If these views are correct, it is just as much the constitutional duty, and just as clearly the constitutional right, of the general government to protect the people of the United States against enslavement by the State governments, as it is the constitutional duty and right of the State governments, to protect the same people against enslavement by the general government. The general government is as much set as a guard and a shield against enslavement by the State governments, as the latter are as guards and shields against enslavement by the former.
This view, too, of the object to be accomplished by our double system of government,—viz., the greater security of the citizen against the oppression of his government,—presents, more clearly perhaps than has before been done, the necessity that the general government should determine for itself, independently of the State governments, who are its own citizens, and who are entitled to its protection; for otherwise the general government could have power to protect against a State government only those whom the State government should consent to have thus protected against itself.
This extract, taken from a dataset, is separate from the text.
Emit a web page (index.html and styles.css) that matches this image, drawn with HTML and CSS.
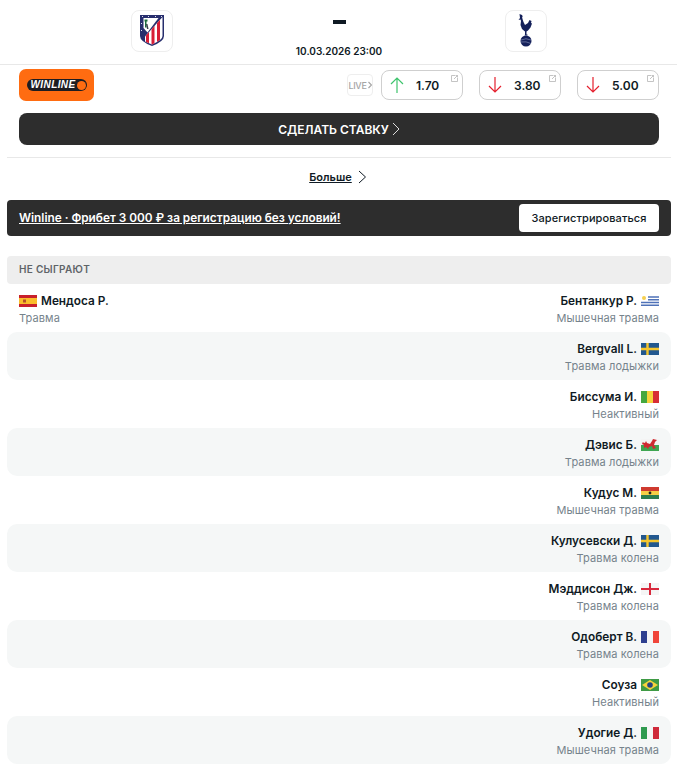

It would be an absurdity to say that the general government was established to protect the people against the State governments, and yet that it is left to the State governments themselves to say whom the general government may thus protect. To allow the State governments the power to say whom the general government may, and whom it may not, protect against themselves (the State governments), would be depriving the general government of all power to protect any. It would be like allowing a man to protect, against a wolf, all lambs except those whom the wolf should choose to devour.
The conclusion necessarily is, that the general government must determine for itself, independently of the State governments, who are its citizens, and whom it will protect; and, if the general government makes this determination, it can, under the constitution of the United States, make no other determination than that all the native and naturalized inhabitants of the United States are its citizens, and entitled to its protection.